Monday, November 29, 2004

Sectionalism revisited

Another region is considering autonomy: Donetsk. Suggested new names for the regions: Eukranian Union in yellow, Putinland in grey.

Good job, North America!

Congratulations to North America for outcurling Europe in the Continental Cup! North America looked shaky at times in the skins but managed to make key shots when lots of points were on the line.

TSN (Canada's ESPN) profiled the ice maker. It's tricky to make even, durable pebble that won't frost over too much in a building with a huge crowd, but this guy (sorry, can't remember his name) was up to the task. In addition to the water canister, he built his own pressure canister to keep constant pressure in the line. And instead of using pure water, he adds something to it to partially deoxygenate the water. Unfortunately, TSN didn't really give details as to what's added or why this is desirable, but it sounded really interesting.

Thursday, November 25, 2004

Undecided = uninform(-ed/-able)

There's a lot of post-election analysis in the liberal blogosphere, but this one amazed me. Apparently there is a large class of undecided voters who seem to be unaware not just of issues but of the existence thereof. Why the hell do these people bother to vote at all? And by the way, I do have a favourite prime number.
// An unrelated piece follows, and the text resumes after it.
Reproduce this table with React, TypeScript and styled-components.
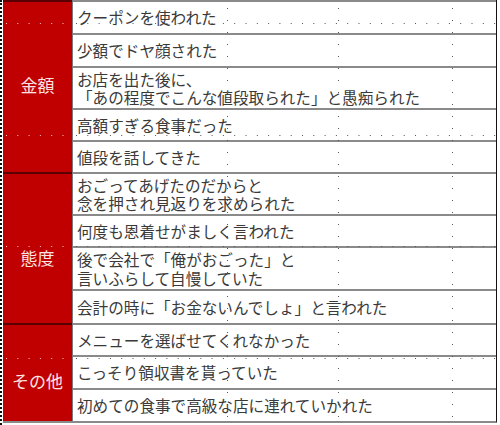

Thursday, November 18, 2004

Reporter convicted of contempt

Interesting that there are several cases like this in the news recenty. On one hand, you want the information they could give you. But on the other, you know that people will be less likely to leak similar things if they fear being identified. Some leaks expose wrong doing and seem "good". Others don't seem to have any benefit and seem "bad". Does it matter if the leak was good or bad? Who decides? - Reporter convicted of contempt - Nov 18, 2004

Friday, November 12, 2004

The Supremes punt

Earlier this week, the Supreme Court of the US declined to hear a case regarding whether the disenfranchisement of felons runs afoul of the Voting Rights Act due to de facto minority discrimination. It's a touchy issue but one that needs to be addressed now that two US Courts of Appeals have come down on opposite sides of the matter.

States have traditionally been given broad authority to conduct elections as they choose, including determining voter eligibility, subject to minimum standards as spelled out in the Voting Rights Act and the Fifteenth and Twenty-Fourth Amendments; thus I can understand that the Supreme Court might want to defer on this issue. Furthermore, if the Supreme Court ruled with the Ninth US Circuit Court, the door would be wide open for lawsuits claiming discrimination based on the prevalence of higher spoiled ballot rates due to voting machinery employed disproportionately in minority precincts.

Despite the difficulties that could arise, the high court failed American voters in their decision not to hear this case. The fact is that your right to vote in a federal election depends on what part of the country you live in. If that doesn't trouble you, then consider instead that currently not all states are equal in their ability to determine voter eligibility. But more seriously, the outcome of the last two presidential elections might have been different if a uniform standard had been applied across the country. After the Bush v. Gore fiasco, I'm incredulous that the Supremes have passed on the opportunity to simultaneously atone for its past sins, greatly reduce the possibility that a similar case will come its way again, and restore a higher appearance of legitimacy to election results.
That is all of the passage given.